For instance, result( sequence(7, 6, 3,11, 5, 6, 7, 34,
3)[4..7] ) = sequence{11, 5,
6, 7}
There are some less important operators, such
as proper sub-bags and sub-sequences, continuous sub-sequences, cutting heads
and tails of sequences, i-th element from the end of a sequence, taking a
random single element from a bag, etc. We can introduce them if there will be
some significant applications.
Coercions are functions that change the types
and representation of values. In a lot of cases coercions are implicit, to
avoid annoying style of programming. For instance, if x is an integer number and y
is a real number, then in the query x
+ y the value returned by x is automatically coerced to a real
number. Similarly, in the query Emp.(name + “ earns “ + sal) the operator + is recognized as
concatenation of strings, hence integer values returned by sal are implicitly coerced to strings. The presence of implicit
coercions is sometimes called ad hoc
polymorphism.
Another kind of implicit coercions concerns
changing bags or sequences into single elements, and v/v. For instance, in SQL
a select clause can occur within a where clause, but in this case the
result of the select clause is
automatically coerced to an individual value. Such coercions are typical for
SBQL, which unifies a structure, bag or sequence having one element x and this element x. For instance, one can use a query (get employees earning more
than Kim):
Emp where
sal > ((Emp where name = “Kim”).sal)
The query assumes implicit coercion of the bag
returned by (Emp where name = “Kim”).sal
into a single value (of the Kim’s salary). If this is impossible,
because the company does not employ a person named Kim, or the company employs
more than one person named Kim, the dynamic type check will return a typing
error (exception).
A consistent and universal handling of implicit
coercions requires a static strong typing system, which during the type checks
of a query recognizes the necessity of a coercion, inserts a proper explicit
coercion operator into the query syntactic tree and instantly augments the tree
with some parts performing dynamic type checks. In this way the static
(compile-time) strong typing system delegates corresponding type checks to
run-time. For instance (see Fig.2),
considering the query Dept where location = “
Another commonly assumed kind of implicit
coercions are implicit dereferences.
Assuming an object <i, n, v>,
the dereference of i returns v. For instance (see Fig.2), for the query Emp
where name = “Poe”
the subquery name returns a
reference; it is automatically dereferenced to a value of the object pointed to
by this reference. This is the job of the static strong type checker, which
must properly change the syntactic tree of a query, see Fig.27. Usually,
the implicit dereference concerns values of primitive types. However,
dereferences of identifiers of complex objects can be also consistently
defined; we explain this issue later.
For the programmers convenience coercions and
dereferences can be explicitly introduced as algebraic operators. The typical
syntactic convention for that is known from languages such as C, C++, Java,
etc. as cast. We use this convention
for run-time explicit conversions of types. Casts will be written in the syntax
query ::= (typeName)
query
Note however that in contrast to C, where
arbitrary casts are allowed (and this is rather a compile-time facility), we
assume that our cast are run-time conversions, thus can be allowed or
disallowed. Sometimes they may cause compile time-typing errors. For instance (int)Emp
is disallowed and will be discovered as a type error. In some cases coercions
may cause a run-time error. For instance, the query (int) X, where X is of type string, causes conversion of the string
stored at X into integer, but this is
of course not always possible.
We also use casts with collection constructors.

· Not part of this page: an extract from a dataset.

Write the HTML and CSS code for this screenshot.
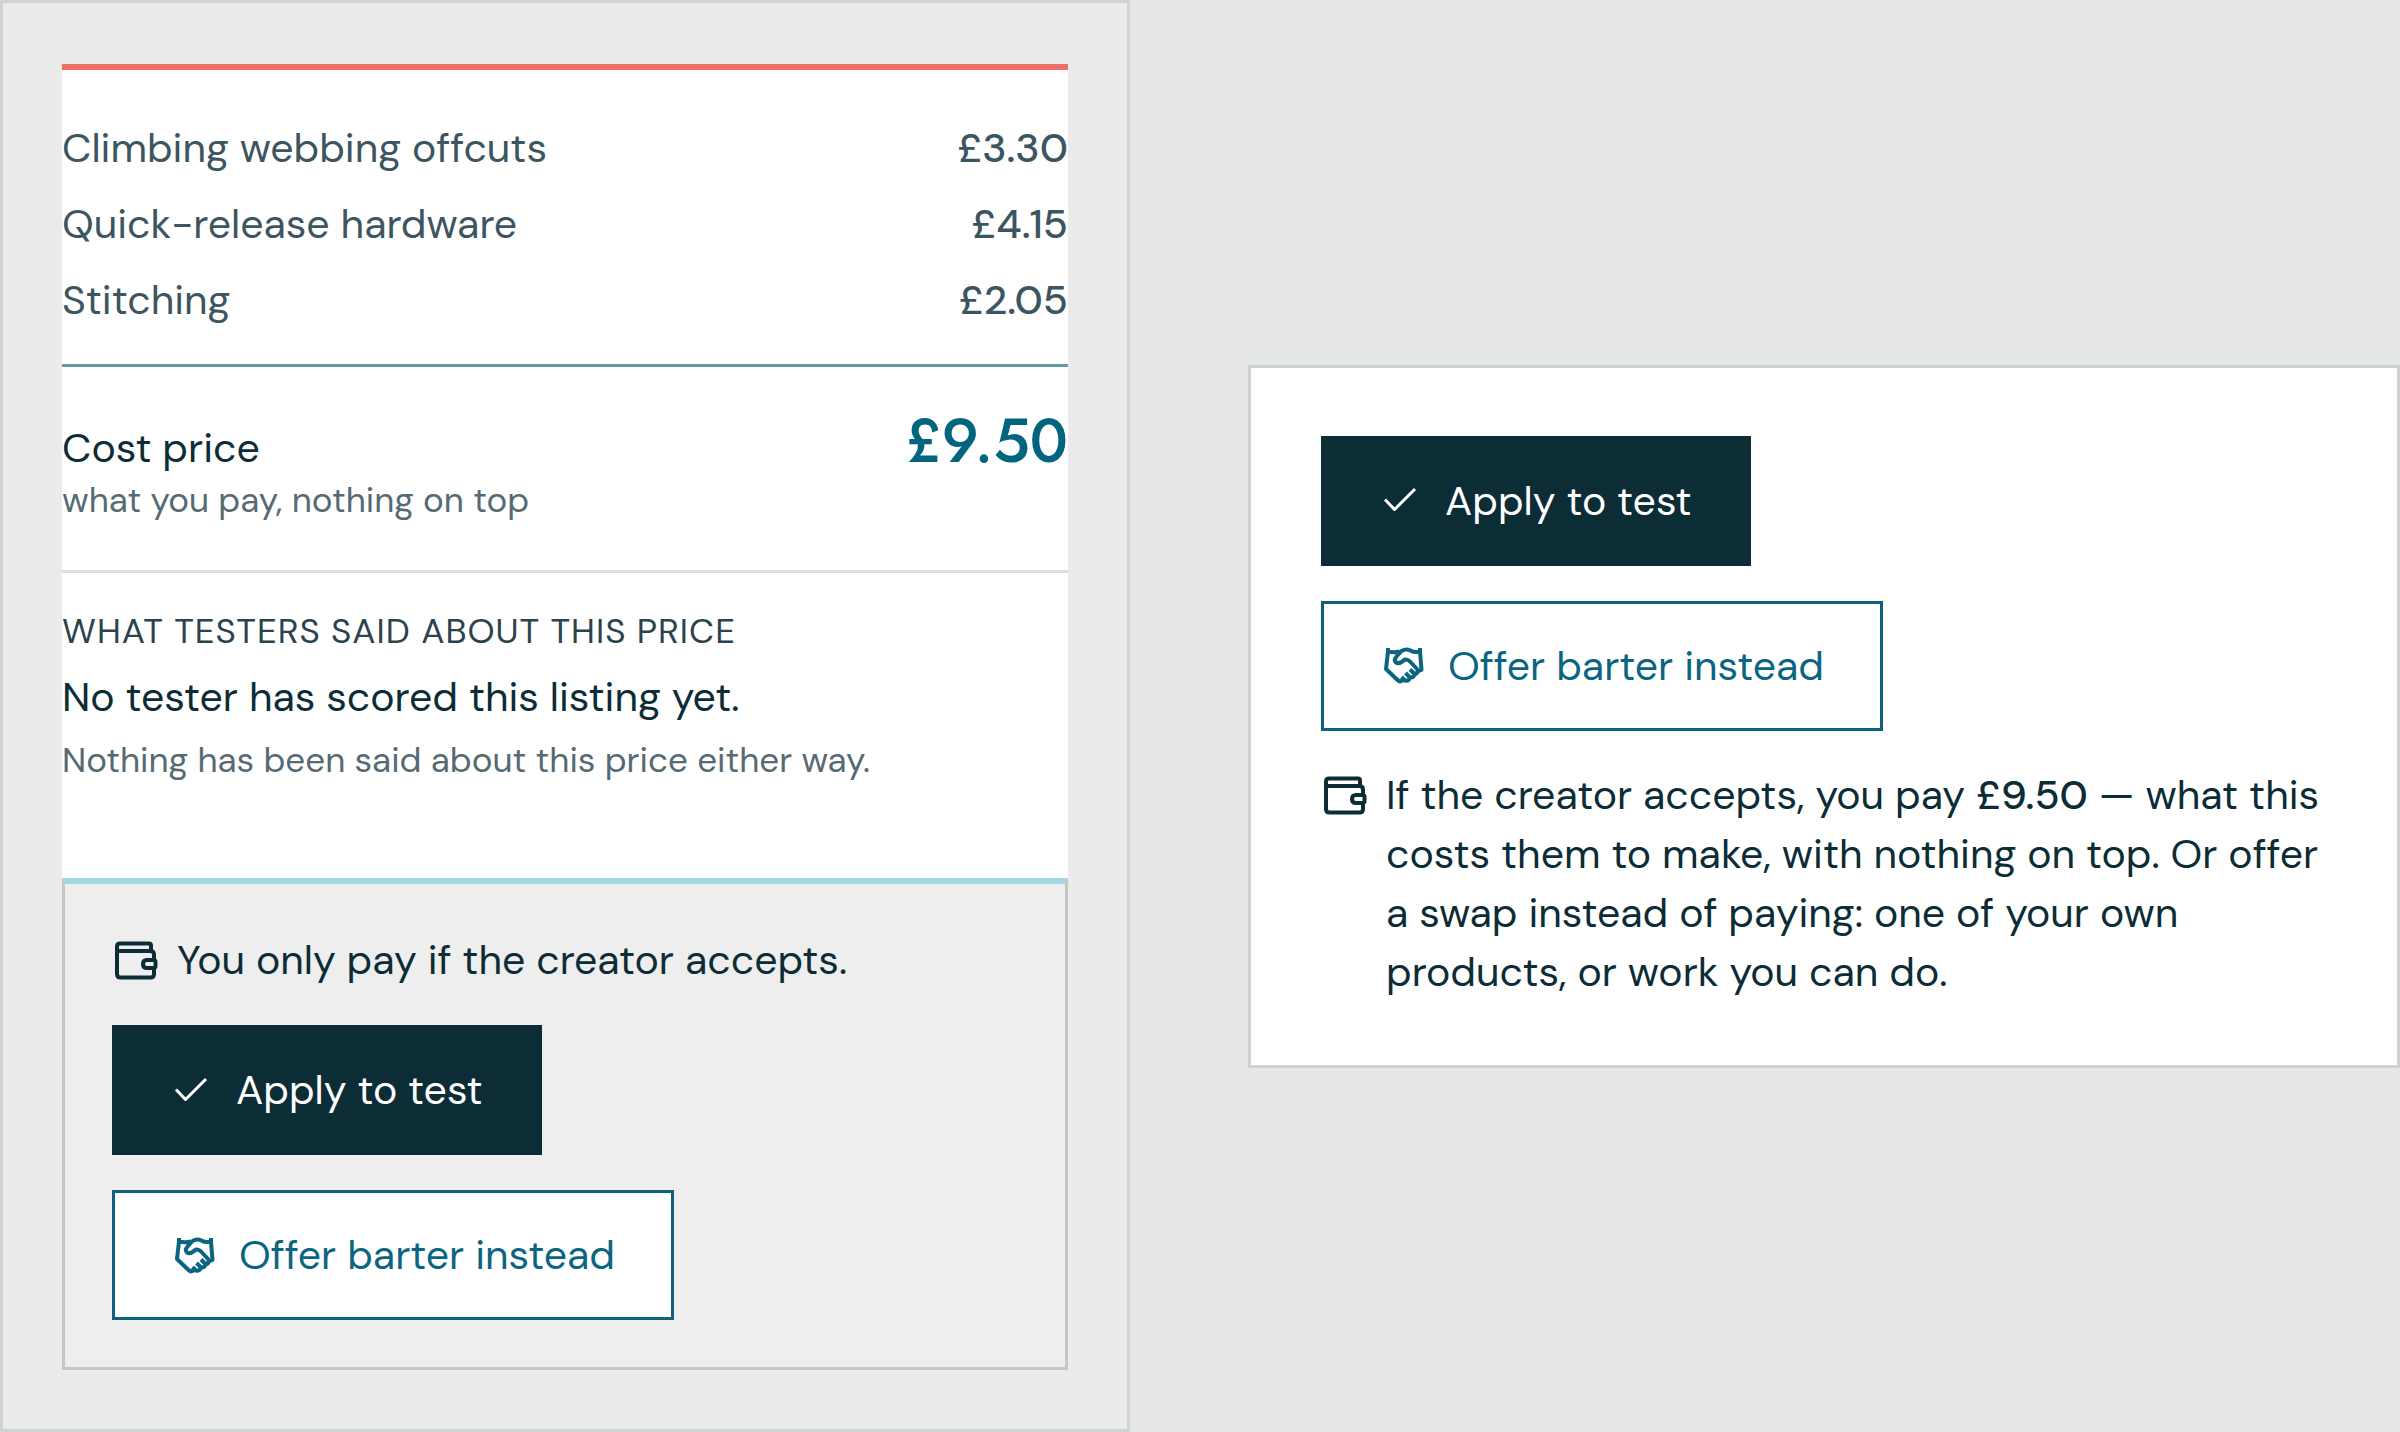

For instance, (sequence) Emp changes the bag returned by Emp into a sequence with an arbitrary
order of elements. Similarly, we can use
(bag) query to convert a sequence
into a bag; the operator has no effect if the query returns bag.
In the following (in the AS1, AS2 and AS3
models) such casts will also be used to convert an object into an object of a
more specific or a more general class. For instance, (Student)
(Emp where sal > 2000) converts references to objects of employees
earning more than 2000 into references to Student
objects, but this conversion rejects such Emp
objects that are not at the same time Student
objects.
In some cases there is also a need for explicit
dereference operators. This will be possible by the operator deref that takes a single references or
a collection of references and then returns a corresponding value or a
collection of values. For instance (see Fig.2):
result( Emp.name
) = bag{i2, i6, i10}
result( deref(Emp.name) ) = bag{
“Doe”, “Poe”, “Lee” }
Conditional Queries
The semantics of conditional queries is rather
obvious:
result( if
q1 then q2 ) = if
result(q1) = true
then result(q2) else bag{}
result( if
q1 then q2 else q3) = if result(q1) = true then result(q2) else result(q3)
Example
if count(Emp) < 10 then Emp.name else (bag)((sequence)Emp.name)[1..10])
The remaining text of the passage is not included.